§ **WRITTEN INSTRUCTION**: Can you transcribe the data exactly? Leave the pictures out.

§ **MATERIAL PROVIDED**:
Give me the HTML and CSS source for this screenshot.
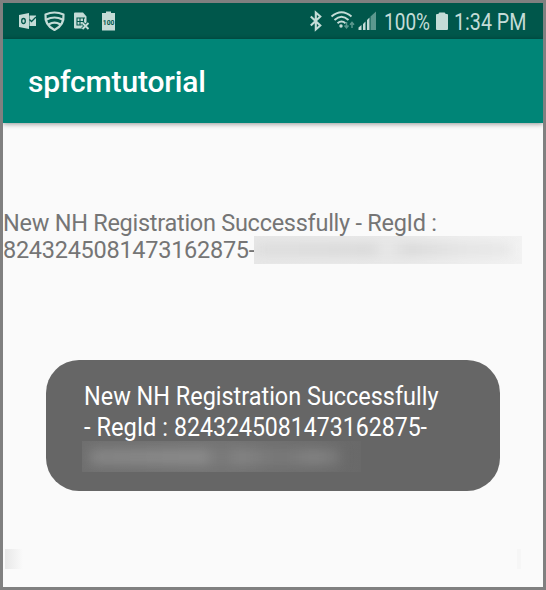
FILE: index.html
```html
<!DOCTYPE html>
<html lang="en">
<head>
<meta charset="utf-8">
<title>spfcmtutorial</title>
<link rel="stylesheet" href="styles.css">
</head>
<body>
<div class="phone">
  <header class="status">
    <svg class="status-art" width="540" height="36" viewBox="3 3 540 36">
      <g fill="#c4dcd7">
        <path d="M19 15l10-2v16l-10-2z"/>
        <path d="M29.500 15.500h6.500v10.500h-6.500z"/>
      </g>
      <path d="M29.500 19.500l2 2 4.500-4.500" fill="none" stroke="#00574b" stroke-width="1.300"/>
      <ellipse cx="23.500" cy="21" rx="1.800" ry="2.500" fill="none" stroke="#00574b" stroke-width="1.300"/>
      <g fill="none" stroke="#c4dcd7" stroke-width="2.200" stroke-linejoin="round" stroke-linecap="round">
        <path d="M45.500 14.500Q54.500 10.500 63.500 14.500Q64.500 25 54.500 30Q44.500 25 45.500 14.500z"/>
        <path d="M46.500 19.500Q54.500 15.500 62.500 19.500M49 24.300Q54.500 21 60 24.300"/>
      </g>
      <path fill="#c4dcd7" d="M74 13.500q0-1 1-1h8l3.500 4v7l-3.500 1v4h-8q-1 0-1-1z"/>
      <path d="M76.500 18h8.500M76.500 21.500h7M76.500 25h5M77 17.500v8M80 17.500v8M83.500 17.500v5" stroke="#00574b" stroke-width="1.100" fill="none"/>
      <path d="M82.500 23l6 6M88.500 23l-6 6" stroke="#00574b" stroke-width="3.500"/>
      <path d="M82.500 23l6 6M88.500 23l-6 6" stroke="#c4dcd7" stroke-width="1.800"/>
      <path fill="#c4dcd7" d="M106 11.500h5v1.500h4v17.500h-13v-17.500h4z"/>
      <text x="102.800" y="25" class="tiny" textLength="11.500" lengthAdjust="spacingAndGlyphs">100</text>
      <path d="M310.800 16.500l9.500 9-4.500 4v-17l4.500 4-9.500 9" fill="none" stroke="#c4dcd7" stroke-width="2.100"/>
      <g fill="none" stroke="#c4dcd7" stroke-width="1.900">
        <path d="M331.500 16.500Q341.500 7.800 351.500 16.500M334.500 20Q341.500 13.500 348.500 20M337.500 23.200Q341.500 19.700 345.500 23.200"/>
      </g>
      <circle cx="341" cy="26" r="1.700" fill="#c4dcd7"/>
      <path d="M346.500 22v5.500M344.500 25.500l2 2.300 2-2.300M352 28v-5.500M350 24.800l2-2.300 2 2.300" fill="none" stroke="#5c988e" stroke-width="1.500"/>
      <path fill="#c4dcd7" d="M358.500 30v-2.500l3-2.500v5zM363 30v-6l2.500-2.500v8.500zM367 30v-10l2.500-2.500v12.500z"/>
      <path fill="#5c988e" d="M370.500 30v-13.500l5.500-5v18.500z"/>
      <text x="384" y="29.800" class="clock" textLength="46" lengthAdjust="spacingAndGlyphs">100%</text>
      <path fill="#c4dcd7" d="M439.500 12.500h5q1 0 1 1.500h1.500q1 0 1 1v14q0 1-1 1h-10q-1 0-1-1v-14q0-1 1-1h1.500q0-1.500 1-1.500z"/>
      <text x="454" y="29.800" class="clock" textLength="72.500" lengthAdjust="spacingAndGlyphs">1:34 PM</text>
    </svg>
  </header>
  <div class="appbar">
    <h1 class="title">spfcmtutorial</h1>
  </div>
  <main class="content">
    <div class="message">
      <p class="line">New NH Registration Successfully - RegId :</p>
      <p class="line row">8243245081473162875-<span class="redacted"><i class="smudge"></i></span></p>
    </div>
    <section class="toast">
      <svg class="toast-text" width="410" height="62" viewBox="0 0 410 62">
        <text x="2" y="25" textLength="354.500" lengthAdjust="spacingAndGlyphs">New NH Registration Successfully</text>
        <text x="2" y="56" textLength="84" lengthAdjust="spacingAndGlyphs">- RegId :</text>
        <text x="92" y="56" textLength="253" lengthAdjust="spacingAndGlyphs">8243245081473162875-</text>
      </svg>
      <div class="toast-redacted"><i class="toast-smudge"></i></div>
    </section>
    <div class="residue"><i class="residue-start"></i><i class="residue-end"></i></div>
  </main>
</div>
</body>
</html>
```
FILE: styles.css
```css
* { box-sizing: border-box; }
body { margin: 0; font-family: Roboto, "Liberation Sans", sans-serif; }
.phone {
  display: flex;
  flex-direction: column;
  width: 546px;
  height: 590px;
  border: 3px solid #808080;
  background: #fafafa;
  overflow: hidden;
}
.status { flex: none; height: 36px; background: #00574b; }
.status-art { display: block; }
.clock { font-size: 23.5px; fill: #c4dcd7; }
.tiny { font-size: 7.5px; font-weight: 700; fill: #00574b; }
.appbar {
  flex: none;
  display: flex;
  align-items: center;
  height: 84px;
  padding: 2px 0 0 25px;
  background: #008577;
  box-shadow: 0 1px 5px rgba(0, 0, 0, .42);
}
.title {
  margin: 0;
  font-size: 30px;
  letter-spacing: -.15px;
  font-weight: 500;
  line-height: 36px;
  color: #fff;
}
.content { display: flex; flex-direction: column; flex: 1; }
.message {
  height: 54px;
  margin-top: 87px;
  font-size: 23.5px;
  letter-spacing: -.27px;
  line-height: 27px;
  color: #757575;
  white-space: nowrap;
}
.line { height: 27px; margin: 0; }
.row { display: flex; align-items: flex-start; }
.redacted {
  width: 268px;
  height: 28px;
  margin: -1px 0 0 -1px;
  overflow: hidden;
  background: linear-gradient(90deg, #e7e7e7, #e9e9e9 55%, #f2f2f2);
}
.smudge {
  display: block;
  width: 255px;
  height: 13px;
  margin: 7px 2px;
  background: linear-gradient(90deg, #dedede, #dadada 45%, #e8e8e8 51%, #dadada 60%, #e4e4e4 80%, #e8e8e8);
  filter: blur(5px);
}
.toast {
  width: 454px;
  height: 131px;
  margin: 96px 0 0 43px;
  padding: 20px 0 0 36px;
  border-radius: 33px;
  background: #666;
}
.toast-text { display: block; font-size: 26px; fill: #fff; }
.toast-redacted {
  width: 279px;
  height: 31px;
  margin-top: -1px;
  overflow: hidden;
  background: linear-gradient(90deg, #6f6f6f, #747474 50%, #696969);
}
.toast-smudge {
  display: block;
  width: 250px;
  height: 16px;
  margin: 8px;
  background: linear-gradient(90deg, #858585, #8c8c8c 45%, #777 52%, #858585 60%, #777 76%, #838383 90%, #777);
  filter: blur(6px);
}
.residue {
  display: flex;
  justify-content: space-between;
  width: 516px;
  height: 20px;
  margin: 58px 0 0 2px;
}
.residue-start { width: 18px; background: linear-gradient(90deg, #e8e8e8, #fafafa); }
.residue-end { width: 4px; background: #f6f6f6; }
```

§ **OUTPUT FOR THIS TASK**:
Give me the HTML and CSS source for this screenshot.
FILE: index.html
```html
<!DOCTYPE html>
<html lang="en">
<head>
<meta charset="utf-8">
<title>spfcmtutorial</title>
<link rel="stylesheet" href="styles.css">
</head>
<body>
<div class="phone">
  <header class="status">
    <svg class="status-art" width="540" height="36" viewBox="3 3 540 36">
      <g fill="#c4dcd7">
        <path d="M19 15l10-2v16l-10-2z"/>
        <path d="M29.500 15.500h6.500v10.500h-6.500z"/>
      </g>
      <path d="M29.500 19.500l2 2 4.500-4.500" fill="none" stroke="#00574b" stroke-width="1.300"/>
      <ellipse cx="23.500" cy="21" rx="1.800" ry="2.500" fill="none" stroke="#00574b" stroke-width="1.300"/>
      <g fill="none" stroke="#c4dcd7" stroke-width="2.200" stroke-linejoin="round" stroke-linecap="round">
        <path d="M45.500 14.500Q54.500 10.500 63.500 14.500Q64.500 25 54.500 30Q44.500 25 45.500 14.500z"/>
        <path d="M46.500 19.500Q54.500 15.500 62.500 19.500M49 24.300Q54.500 21 60 24.300"/>
      </g>
      <path fill="#c4dcd7" d="M74 13.500q0-1 1-1h8l3.500 4v7l-3.500 1v4h-8q-1 0-1-1z"/>
      <path d="M76.500 18h8.500M76.500 21.500h7M76.500 25h5M77 17.500v8M80 17.500v8M83.500 17.500v5" stroke="#00574b" stroke-width="1.100" fill="none"/>
      <path d="M82.500 23l6 6M88.500 23l-6 6" stroke="#00574b" stroke-width="3.500"/>
      <path d="M82.500 23l6 6M88.500 23l-6 6" stroke="#c4dcd7" stroke-width="1.800"/>
      <path fill="#c4dcd7" d="M106 11.500h5v1.500h4v17.500h-13v-17.500h4z"/>
      <text x="102.800" y="25" class="tiny" textLength="11.500" lengthAdjust="spacingAndGlyphs">100</text>
      <path d="M310.800 16.500l9.500 9-4.500 4v-17l4.500 4-9.500 9" fill="none" stroke="#c4dcd7" stroke-width="2.100"/>
      <g fill="none" stroke="#c4dcd7" stroke-width="1.900">
        <path d="M331.500 16.500Q341.500 7.800 351.500 16.500M334.500 20Q341.500 13.500 348.500 20M337.500 23.200Q341.500 19.700 345.500 23.200"/>
      </g>
      <circle cx="341" cy="26" r="1.700" fill="#c4dcd7"/>
      <path d="M346.500 22v5.500M344.500 25.500l2 2.300 2-2.300M352 28v-5.500M350 24.800l2-2.300 2 2.300" fill="none" stroke="#5c988e" stroke-width="1.500"/>
      <path fill="#c4dcd7" d="M358.500 30v-2.500l3-2.500v5zM363 30v-6l2.500-2.500v8.500zM367 30v-10l2.500-2.500v12.500z"/>
      <path fill="#5c988e" d="M370.500 30v-13.500l5.500-5v18.500z"/>
      <text x="384" y="29.800" class="clock" textLength="46" lengthAdjust="spacingAndGlyphs">100%</text>
      <path fill="#c4dcd7" d="M439.500 12.500h5q1 0 1 1.500h1.500q1 0 1 1v14q0 1-1 1h-10q-1 0-1-1v-14q0-1 1-1h1.500q0-1.500 1-1.500z"/>
      <text x="454" y="29.800" class="clock" textLength="72.500" lengthAdjust="spacingAndGlyphs">1:34 PM</text>
    </svg>
  </header>
  <div class="appbar">
    <h1 class="title">spfcmtutorial</h1>
  </div>
  <main class="content">
    <div class="message">
      <p class="line">New NH Registration Successfully - RegId :</p>
      <p class="line row">8243245081473162875-<span class="redacted"><i class="smudge"></i></span></p>
    </div>
    <section class="toast">
      <svg class="toast-text" width="410" height="62" viewBox="0 0 410 62">
        <text x="2" y="25" textLength="354.500" lengthAdjust="spacingAndGlyphs">New NH Registration Successfully</text>
        <text x="2" y="56" textLength="84" lengthAdjust="spacingAndGlyphs">- RegId :</text>
        <text x="92" y="56" textLength="253" lengthAdjust="spacingAndGlyphs">8243245081473162875-</text>
      </svg>
      <div class="toast-redacted"><i class="toast-smudge"></i></div>
    </section>
    <div class="residue"><i class="residue-start"></i><i class="residue-end"></i></div>
  </main>
</div>
</body>
</html>
```
FILE: styles.css
```css
* { box-sizing: border-box; }
body { margin: 0; font-family: Roboto, "Liberation Sans", sans-serif; }
.phone {
  display: flex;
  flex-direction: column;
  width: 546px;
  height: 590px;
  border: 3px solid #808080;
  background: #fafafa;
  overflow: hidden;
}
.status { flex: none; height: 36px; background: #00574b; }
.status-art { display: block; }
.clock { font-size: 23.5px; fill: #c4dcd7; }
.tiny { font-size: 7.5px; font-weight: 700; fill: #00574b; }
.appbar {
  flex: none;
  display: flex;
  align-items: center;
  height: 84px;
  padding: 2px 0 0 25px;
  background: #008577;
  box-shadow: 0 1px 5px rgba(0, 0, 0, .42);
}
.title {
  margin: 0;
  font-size: 30px;
  letter-spacing: -.15px;
  font-weight: 500;
  line-height: 36px;
  color: #fff;
}
.content { display: flex; flex-direction: column; flex: 1; }
.message {
  height: 54px;
  margin-top: 87px;
  font-size: 23.5px;
  letter-spacing: -.27px;
  line-height: 27px;
  color: #757575;
  white-space: nowrap;
}
.line { height: 27px; margin: 0; }
.row { display: flex; align-items: flex-start; }
.redacted {
  width: 268px;
  height: 28px;
  margin: -1px 0 0 -1px;
  overflow: hidden;
  background: linear-gradient(90deg, #e7e7e7, #e9e9e9 55%, #f2f2f2);
}
.smudge {
  display: block;
  width: 255px;
  height: 13px;
  margin: 7px 2px;
  background: linear-gradient(90deg, #dedede, #dadada 45%, #e8e8e8 51%, #dadada 60%, #e4e4e4 80%, #e8e8e8);
  filter: blur(5px);
}
.toast {
  width: 454px;
  height: 131px;
  margin: 96px 0 0 43px;
  padding: 20px 0 0 36px;
  border-radius: 33px;
  background: #666;
}
.toast-text { display: block; font-size: 26px; fill: #fff; }
.toast-redacted {
  width: 279px;
  height: 31px;
  margin-top: -1px;
  overflow: hidden;
  background: linear-gradient(90deg, #6f6f6f, #747474 50%, #696969);
}
.toast-smudge {
  display: block;
  width: 250px;
  height: 16px;
  margin: 8px;
  background: linear-gradient(90deg, #858585, #8c8c8c 45%, #777 52%, #858585 60%, #777 76%, #838383 90%, #777);
  filter: blur(6px);
}
.residue {
  display: flex;
  justify-content: space-between;
  width: 516px;
  height: 20px;
  margin: 58px 0 0 2px;
}
.residue-start { width: 18px; background: linear-gradient(90deg, #e8e8e8, #fafafa); }
.residue-end { width: 4px; background: #f6f6f6; }
```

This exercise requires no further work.